Costume e Società

Le imprese italiane ancora poco digitali

Due imprese su tre ritengono secondari gli investimenti nel mondo digitale. Restano indietro anche le infrastrutture

Nonostante i passi in avanti degli ultimi anni, il rapporto tra le imprese e il mondo del digitale rimane tortuoso e con diverse difficoltà. Molto spesso l’approccio delle imprese risulta essere quasi disinteressato, come se tutto quello che riguarda la parte digitale dell’impresa fosse un di più.

Secondo i dati di quest’anno del rapporto sulla competitività dei settori produttivi realizzato dall’Istat, il 63% delle imprese italiane realizza infatti nell’ambito Ict (tecnologie dell’informazione e della comunicazione) investimenti irrilevanti. L’analisi, arrivata alla sesta edizione, pone il focus sulle strutture e le performance del sistema produttivo italiano. Questi numeri fotografano aziende poco produttive e scarsamente efficienti, mediamente di dimensioni ridotte, inserite in settori produttivi strettamente tradizionali. Il rapporto descrive un sistema chiaramente in transizione, con segnali di ripresa dal lato degli investimenti grazie anche al piano Industria 4.0. Elementi positivi che si contrappongono però a lacune ancora troppo evidenti.

Anche se la risalita rispetto al biennio precedente è costante, il rapporto evidenzia infatti un ritmo di accumulazione del capitale modesto rispetto ai maggiori paesi europei, con ritardi soprattutto negli investimenti in beni immateriali. Il risultato è che la quota in investimenti fissi lordi in rapporto al Pil è più bassa della media dell’Unione (gap di 3,1 punti) e il divario tende ad allargarsi. Questi ritardi riguardano soprattutto l’area digitale, dove l’Italia paga un divario ancora troppo rilevante ad esempio nella velocità di connessione ad internet.

Due terzi delle imprese italiane con oltre i dieci addetti ritengono poco rilevante l’Ict nella propria attività. Nella definizione Istat, queste imprese risultano “indifferenti”, a cui si contrappongono le aziende digitali “compiute” (elevato capitale fisico e umano, alta digitalizzazione e produttività) pari ad appena il 3% del totale, 5400 in tutto. Nel mezzo vi sono aziende “sensibili” al tema (18mila), impegnate ad investire in capitale umano, inserite più spesso nelle filiere di bevande, elettronica, informatica, audiovisivi. Modificare queste medie è importante non solo in termini di produttività ed efficienza ma anche in funzione della creazione di nuova occupazione: l’analisi Istat evidenzia infatti come nel biennio 2016-2017 le imprese più propense a digitalizzare abbiano creato in media più posti di lavoro ricomponendo inoltre l’assetto a vantaggio delle figure più qualificate. In media un’impresa su due qui ha aumentato le posizioni lavorative almeno del 3,5%, un valore cinque volte superiore rispetto alla categoria delle aziende “indifferenti”.

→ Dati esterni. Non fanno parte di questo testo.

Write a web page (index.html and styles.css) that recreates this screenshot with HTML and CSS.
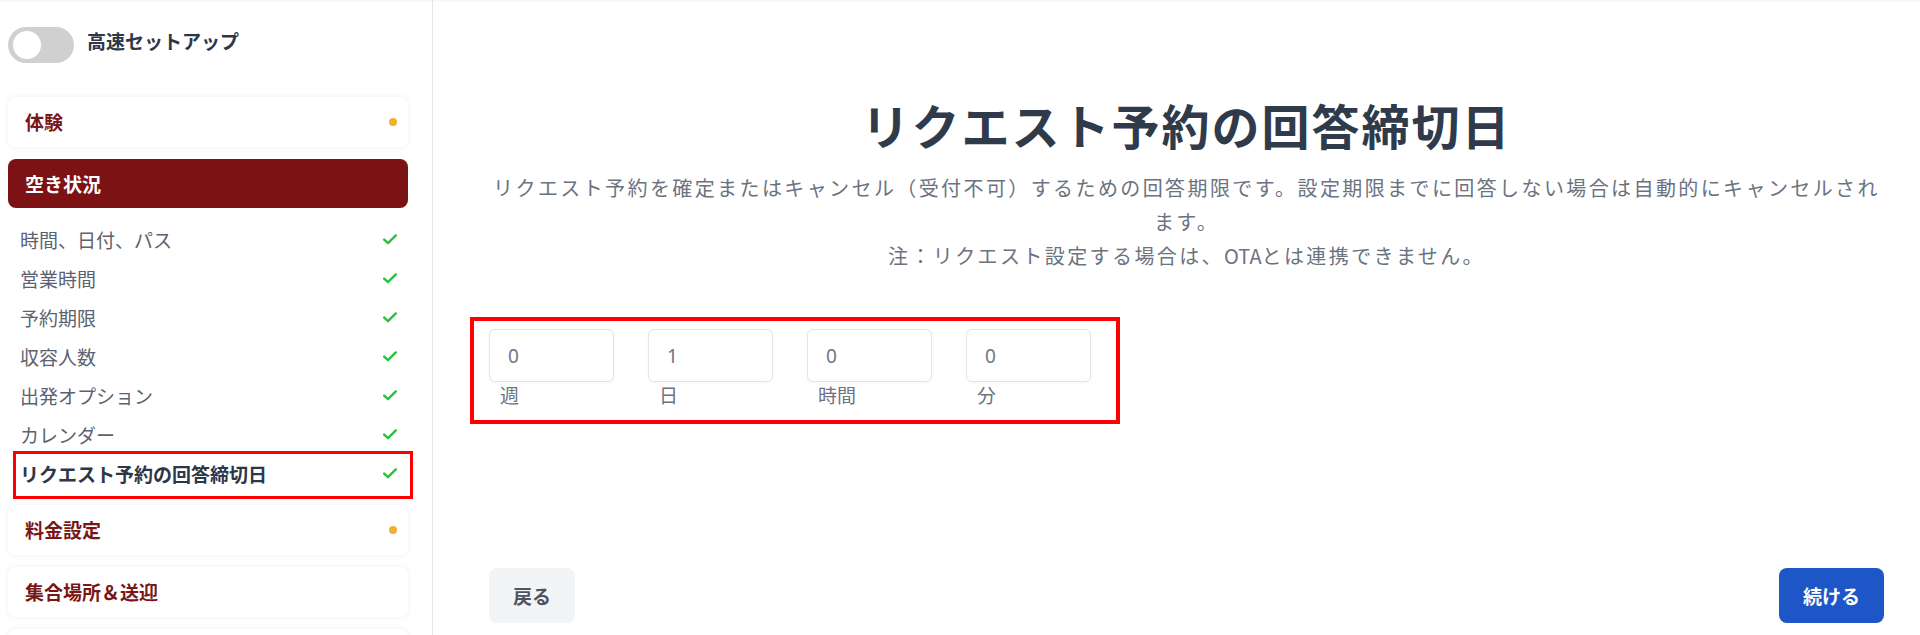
FILE: index.html
```html
<!DOCTYPE html>
<html lang="ja">
<head>
<meta charset="utf-8">
<title>リクエスト予約の回答締切日</title>
<link rel="stylesheet" href="styles.css">
</head>
<body>
<div class="app">
  <aside class="sidebar">
    <div class="quick">
      <span class="toggle"><span class="knob"></span></span>
      <span class="quick-label">高速セットアップ</span>
    </div>
    <nav class="steps">
      <div class="card"><span class="card-title">体験</span><span class="dot"></span></div>
      <div class="card active"><span class="card-title">空き状況</span></div>
      <ul class="subs">
        <li class="sub"><span>時間、日付、パス</span><svg class="check" viewBox="0 0 14 11"><path d="M1.2 5.6 L5 9.2 L12.8 1.4"/></svg></li>
        <li class="sub"><span>営業時間</span><svg class="check" viewBox="0 0 14 11"><path d="M1.2 5.6 L5 9.2 L12.8 1.4"/></svg></li>
        <li class="sub"><span>予約期限</span><svg class="check" viewBox="0 0 14 11"><path d="M1.2 5.6 L5 9.2 L12.8 1.4"/></svg></li>
        <li class="sub"><span>収容人数</span><svg class="check" viewBox="0 0 14 11"><path d="M1.2 5.6 L5 9.2 L12.8 1.4"/></svg></li>
        <li class="sub"><span>出発オプション</span><svg class="check" viewBox="0 0 14 11"><path d="M1.2 5.6 L5 9.2 L12.8 1.4"/></svg></li>
        <li class="sub"><span>カレンダー</span><svg class="check" viewBox="0 0 14 11"><path d="M1.2 5.6 L5 9.2 L12.8 1.4"/></svg></li>
        <li class="sub current"><span>リクエスト予約の回答締切日</span><svg class="check" viewBox="0 0 14 11"><path d="M1.2 5.6 L5 9.2 L12.8 1.4"/></svg></li>
      </ul>
      <div class="card"><span class="card-title">料金設定</span><span class="dot"></span></div>
      <div class="card"><span class="card-title">集合場所＆送迎</span></div>
      <div class="card"><span class="card-title"></span></div>
    </nav>
  </aside>
  <main class="main">
    <div class="content">
      <h1 class="title">リクエスト予約の回答締切日</h1>
      <p class="desc">リクエスト予約を確定またはキャンセル（受付不可）するための回答期限です。設定期限までに回答しない場合は自動的にキャンセルされます。<br>注：リクエスト設定する場合は、<span class="latin">OTA</span>とは連携できません。</p>
      <div class="fields-wrap">
        <div class="fields">
          <label class="field"><input class="num" type="text" value="0"><span class="unit">週</span></label>
          <label class="field"><input class="num" type="text" value="1"><span class="unit">日</span></label>
          <label class="field"><input class="num" type="text" value="0"><span class="unit">時間</span></label>
          <label class="field"><input class="num" type="text" value="0"><span class="unit">分</span></label>
        </div>
      </div>
      <div class="actions">
        <button class="btn back" type="button">戻る</button>
        <button class="btn next" type="button">続ける</button>
      </div>
    </div>
  </main>
</div>
</body>
</html>
```

FILE: styles.css
```css
* { box-sizing: border-box; }

html, body {
  margin: 0;
  padding: 0;
  background: #ffffff;
}

body {
  font-family: "Noto Sans CJK JP", "Noto Sans", sans-serif;
  color: #2f3b4b;
  height: 635px;
  overflow: hidden;
}

.app {
  display: flex;
  height: 635px;
  box-shadow: inset 0 3px 3px -2px rgba(0, 0, 0, 0.05);
}

/* ---------- Sidebar ---------- */
.sidebar {
  width: 433px;
  flex: none;
  border-right: 1px solid #e4e4e4;
  padding: 27px 24px 0 8px;
  overflow: hidden;
}

.quick {
  display: flex;
  align-items: center;
  height: 36px;
  gap: 13px;
}

.toggle {
  width: 66px;
  height: 36px;
  border-radius: 18px;
  background: #d0d0d0;
  display: flex;
  align-items: center;
  padding-left: 5px;
  flex: none;
}

.knob {
  width: 28px;
  height: 28px;
  border-radius: 50%;
  background: #ffffff;
}

.quick-label {
  font-size: 19px;
  font-weight: 700;
  color: #2d3748;
  line-height: 26px;
  padding-bottom: 8px;
}

.steps {
  margin-top: 34px;
  display: flex;
  flex-direction: column;
}

.card {
  height: 50px;
  border-radius: 8px;
  background: #ffffff;
  box-shadow: 0 0 6px rgba(0, 0, 0, 0.07);
  display: flex;
  align-items: center;
  justify-content: space-between;
  padding: 0 11px 0 17px;
  margin-bottom: 12px;
}

.card-title {
  font-size: 19px;
  font-weight: 700;
  color: #7a1616;
  line-height: 26px;
}

.card.active {
  height: 49px;
  background: #7c1214;
  box-shadow: none;
}

.card.active .card-title {
  color: #ffffff;
}

.dot {
  width: 8px;
  height: 8px;
  border-radius: 50%;
  background: #efb230;
}

.subs {
  list-style: none;
  margin: 0 -5px 12px 5px;
  padding: 0;
}

.sub {
  position: relative;
  height: 39px;
  display: flex;
  align-items: center;
  justify-content: space-between;
  padding: 0 16px 0 7px;
  font-size: 19px;
  color: #5b6270;
}

.sub.current {
  font-weight: 700;
  color: #2d3748;
}

.sub.current::after {
  content: "";
  position: absolute;
  left: 0;
  right: 0;
  top: -3px;
  bottom: -6px;
  border: 3px solid #ff0000;
  pointer-events: none;
}

.check {
  width: 14px;
  height: 11px;
  fill: none;
  stroke: #2cc040;
  stroke-width: 2.4;
  stroke-linecap: round;
  stroke-linejoin: round;
}

/* ---------- Main ---------- */
.main {
  flex: 1;
  padding: 95px 36px 0 56px;
}

.content {
  width: 1395px;
  display: flex;
  flex-direction: column;
  align-items: flex-start;
}

.title {
  align-self: stretch;
  margin: 0;
  text-align: center;
  font-size: 48px;
  line-height: 58px;
  letter-spacing: 2px;
  font-weight: 700;
  color: #2f3b4b;
}

.desc {
  align-self: stretch;
  margin: 18px 0 0;
  text-align: center;
  font-size: 20px;
  letter-spacing: 2.4px;
  line-height: 34px;
  color: #6b7380;
}

.latin {
  letter-spacing: 0;
}

.fields-wrap {
  margin: 44px 0 0 -19px;
  border: 4px solid #ff0000;
  padding: 8px 25px 12px 15px;
}

.fields {
  display: flex;
  gap: 34px;
}

.field {
  display: flex;
  flex-direction: column;
  width: 125px;
}

.num {
  width: 125px;
  height: 53px;
  border: 1px solid #e2e4e8;
  border-radius: 6px;
  box-shadow: 0 1px 4px rgba(0, 0, 0, 0.04);
  padding: 0 0 0 18px;
  font-family: "Noto Sans", "Noto Sans CJK JP", sans-serif;
  font-size: 19px;
  color: #707783;
  background: #ffffff;
  outline: none;
}

.unit {
  padding-left: 11px;
  font-size: 19px;
  line-height: 26px;
  color: #6b7380;
}

.actions {
  align-self: stretch;
  margin-top: 144px;
  display: flex;
  justify-content: space-between;
}

.btn {
  height: 55px;
  padding: 0 24px;
  border: none;
  border-radius: 8px;
  font-family: "Noto Sans CJK JP", sans-serif;
  font-size: 19px;
  font-weight: 700;
  cursor: pointer;
}

.btn.back {
  background: #f3f4f5;
  color: #4b5563;
}

.btn.next {
  background: #1e56c8;
  color: #ffffff;
}
```
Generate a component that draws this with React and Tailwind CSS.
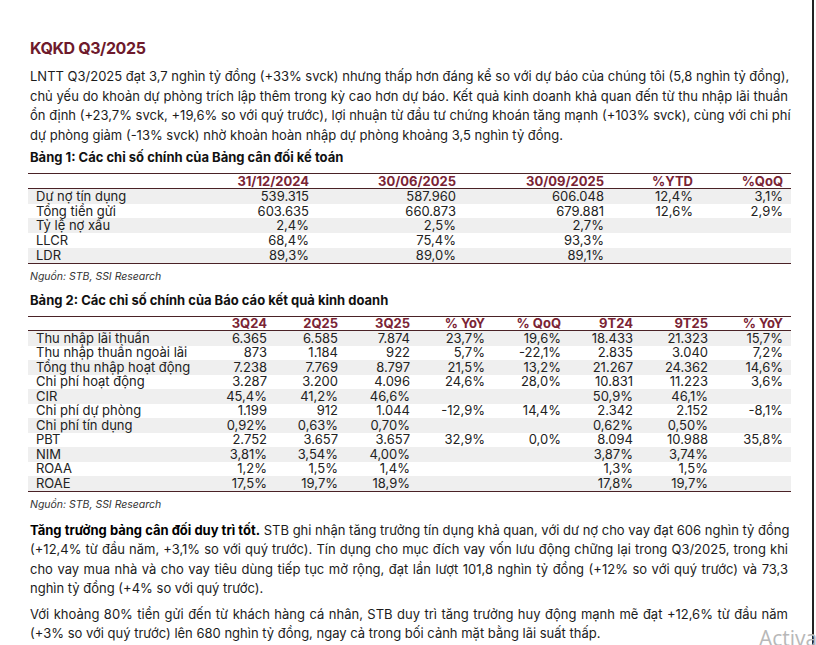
import React from "react";

const font = { fontFamily: "Inter, 'Noto Sans', sans-serif" };

function JLine({ children, last }) {
  return (
    <div className={last ? "whitespace-nowrap" : "whitespace-nowrap text-justify [text-align-last:justify]"}>
      {children}
    </div>
  );
}

const t1Widths = ["w-[201px]", "w-[80px]", "w-[147px]", "w-[148px]", "w-[89px]", "w-[90px]"];
const t1Head = ["", "31/12/2024", "30/06/2025", "30/09/2025", "%YTD", "%QoQ"];
const t1Rows = [
  ["Dư nợ tín dụng", "539.315", "587.960", "606.048", "12,4%", "3,1%"],
  ["Tổng tiền gửi", "603.635", "660.873", "679.881", "12,6%", "2,9%"],
  ["Tỷ lệ nợ xấu", "2,4%", "2,5%", "2,7%", "", ""],
  ["LLCR", "68,4%", "75,4%", "93,3%", "", ""],
  ["LDR", "89,3%", "89,0%", "89,1%", "", ""],
];

const t2Widths = ["w-[172px]", "w-[67px]", "w-[71px]", "w-[72px]", "w-[75px]", "w-[76px]", "w-[72px]", "w-[75px]", "w-[75px]"];
const t2Head = ["", "3Q24", "2Q25", "3Q25", "% YoY", "% QoQ", "9T24", "9T25", "% YoY"];
const t2Rows = [
  ["Thu nhập lãi thuần", "6.365", "6.585", "7.874", "23,7%", "19,6%", "18.433", "21.323", "15,7%"],
  ["Thu nhập thuần ngoài lãi", "873", "1.184", "922", "5,7%", "-22,1%", "2.835", "3.040", "7,2%"],
  ["Tổng thu nhập hoạt động", "7.238", "7.769", "8.797", "21,5%", "13,2%", "21.267", "24.362", "14,6%"],
  ["Chi phí hoạt động", "3.287", "3.200", "4.096", "24,6%", "28,0%", "10.831", "11.223", "3,6%"],
  ["CIR", "45,4%", "41,2%", "46,6%", "", "", "50,9%", "46,1%", ""],
  ["Chi phí dự phòng", "1.199", "912", "1.044", "-12,9%", "14,4%", "2.342", "2.152", "-8,1%"],
  ["Chi phí tín dụng", "0,92%", "0,63%", "0,70%", "", "", "0,62%", "0,50%", ""],
  ["PBT", "2.752", "3.657", "3.657", "32,9%", "0,0%", "8.094", "10.988", "35,8%"],
  ["NIM", "3,81%", "3,54%", "4,00%", "", "", "3,87%", "3,74%", ""],
  ["ROAA", "1,2%", "1,5%", "1,4%", "", "", "1,3%", "1,5%", ""],
  ["ROAE", "17,5%", "19,7%", "18,9%", "", "", "17,8%", "19,7%", ""],
];

function Table({ widths, head, rows, rowH }) {
  return (
    <div className="ml-[-2px] w-[763px] border-y border-[#4a2226] text-[13px] text-[#222]">
      <div className={`flex ${rowH} items-center border-b border-[#4a2226] font-bold text-[#7a2435]`}>
        {head.map((h, i) => (
          <div key={i} className={`${widths[i]} shrink-0 leading-none ${i === 0 ? "pl-2" : "text-right"}`}>{h}</div>
        ))}
      </div>
      {rows.map((r, ri) => (
        <div key={ri} className={`flex ${rowH} items-center ${ri % 2 === 0 ? "bg-[#efefef]" : ""}`}>
          {r.map((c, i) => (
            <div key={i} className={`${widths[i]} shrink-0 leading-none ${i === 0 ? "pl-2 whitespace-nowrap" : "text-right"}`}>{c}</div>
          ))}
        </div>
      ))}
    </div>
  );
}

export default function App() {
  return (
    <div style={font} className="relative h-[645px] w-[816px] overflow-hidden bg-white">
      <div className="h-[645px] w-[814px] border-r-2 border-[#222]">
        <div className="w-[758px] pl-[30px] pt-[38px] text-[#1c1c1c]" style={{ boxSizing: "content-box" }}>
          <h1 className="text-[16px] font-bold leading-[20px] tracking-tight text-[#6e1a2c]">KQKD Q3/2025</h1>
          <div className="mt-[9px] text-[13px] leading-[19.6px]">
            <JLine>LNTT Q3/2025 đạt 3,7 nghìn tỷ đồng (+33% svck) nhưng thấp hơn đáng kể so với dự báo của chúng tôi (5,8 nghìn tỷ đồng),</JLine>
            <JLine>chủ yếu do khoản dự phòng trích lập thêm trong kỳ cao hơn dự báo. Kết quả kinh doanh khả quan đến từ thu nhập lãi thuần</JLine>
            <JLine>ổn định (+23,7% svck, +19,6% so với quý trước), lợi nhuận từ đầu tư chứng khoán tăng mạnh (+103% svck), cùng với chi phí</JLine>
            <JLine last>dự phòng giảm (-13% svck) nhờ khoản hoàn nhập dự phòng khoảng 3,5 nghìn tỷ đồng.</JLine>
          </div>
          <div className="mt-[4px] text-[13px] font-bold leading-[16px] text-[#111]">Bảng 1: Các chỉ số chính của Bảng cân đối kế toán</div>
          <div className="mt-[8px]">
            <Table widths={t1Widths} head={t1Head} rows={t1Rows} rowH="h-[14.7px]" />
          </div>
          <div className="mt-[6px] text-[10.5px] italic leading-[14px] text-[#333]">Nguồn: STB, SSI Research</div>
          <div className="mt-[8px] text-[13px] font-bold leading-[16px] text-[#111]">Bảng 2: Các chỉ số chính của Báo cáo kết quả kinh doanh</div>
          <div className="mt-[8px]">
            <Table widths={t2Widths} head={t2Head} rows={t2Rows} rowH="h-[14.5px]" />
          </div>
          <div className="mt-[6px] text-[10.5px] italic leading-[14px] text-[#333]">Nguồn: STB, SSI Research</div>
          <div className="mt-[9px] text-[13px] leading-[19.6px]">
            <JLine><b className="font-bold text-black">Tăng trưởng bảng cân đối duy trì tốt.</b> STB ghi nhận tăng trưởng tín dụng khả quan, với dư nợ cho vay đạt 606 nghìn tỷ đồng</JLine>
            <JLine>(+12,4% từ đầu năm, +3,1% so với quý trước). Tín dụng cho mục đích vay vốn lưu động chững lại trong Q3/2025, trong khi</JLine>
            <JLine>cho vay mua nhà và cho vay tiêu dùng tiếp tục mở rộng, đạt lần lượt 101,8 nghìn tỷ đồng (+12% so với quý trước) và 73,3</JLine>
            <JLine last>nghìn tỷ đồng (+4% so với quý trước).</JLine>
          </div>
          <div className="mt-[6px] text-[13px] leading-[19.6px]">
            <JLine>Với khoảng 80% tiền gửi đến từ khách hàng cá nhân, STB duy trì tăng trưởng huy động mạnh mẽ đạt +12,6% từ đầu năm</JLine>
            <JLine last>(+3% so với quý trước) lên 680 nghìn tỷ đồng, ngay cả trong bối cảnh mặt bằng lãi suất thấp.</JLine>
          </div>
        </div>
      </div>
      <div className="absolute left-[759px] top-[626px] whitespace-nowrap text-[21px] leading-[24px] text-[#b8b8b8]" style={{ fontFamily: "'Segoe UI', 'Open Sans', sans-serif" }}>
        Activate Windows
      </div>
    </div>
  );
}
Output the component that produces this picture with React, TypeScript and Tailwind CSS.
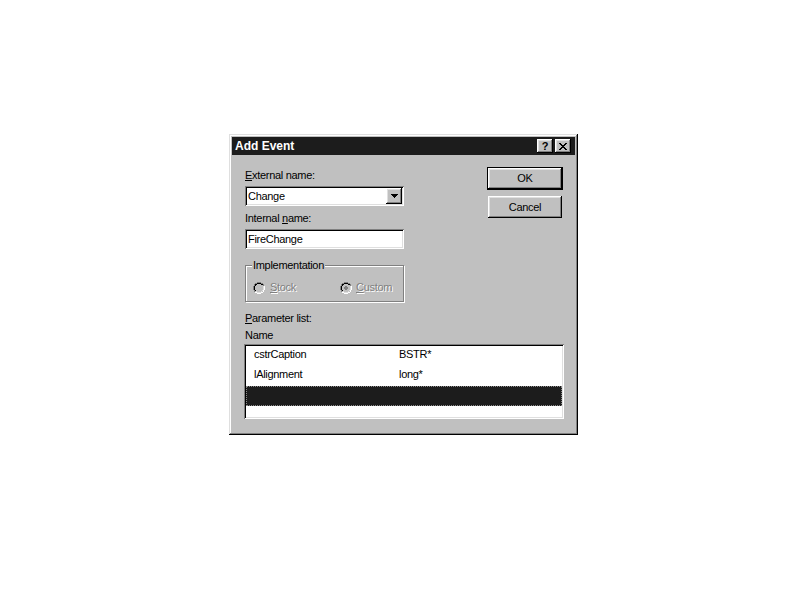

I segnali di transizione positiva sono comunque evidenti, a cominciare dalla propensione ad investire: il 67% delle imprese dichiara infatti di averlo fatto nel corso del 2017. Nuovi percorsi di crescita che hanno anche contribuito a spingere verso l’alto la propensione innovativa calcolata dall’Istat, salita di quattro punti rispetto alla precedente rilevazione. Resta tuttavia rilevante il gap dimensionale, perché se è vero che ad aver investito sono quasi sette aziende su dieci, la percentuale crolla al 42% per le Pmi. Visto che l’Italia ha nel suo DNA le piccole-medio imprese, questa è una barriera da superare a livello globale.

Questo ciclo di investimenti proseguirà comunque anche nel 2018, con quasi la metà del campione che prevede di spendere in nuovi software, il 31,9% in tecnologie di comunicazione, il 27% in connessioni ad alta velocità. Nelle simulazioni Istat, l’impatto delle misure di incentivazione dovrebbe produrre a livello globale per il Paese un aumento dello 0,1% degli investimenti totali sia nell’anno in corso che nel 2019. Le premesse per procedere nella direzione della crescita paiono dunque esserci, basta iniziare a cambiare mentalità.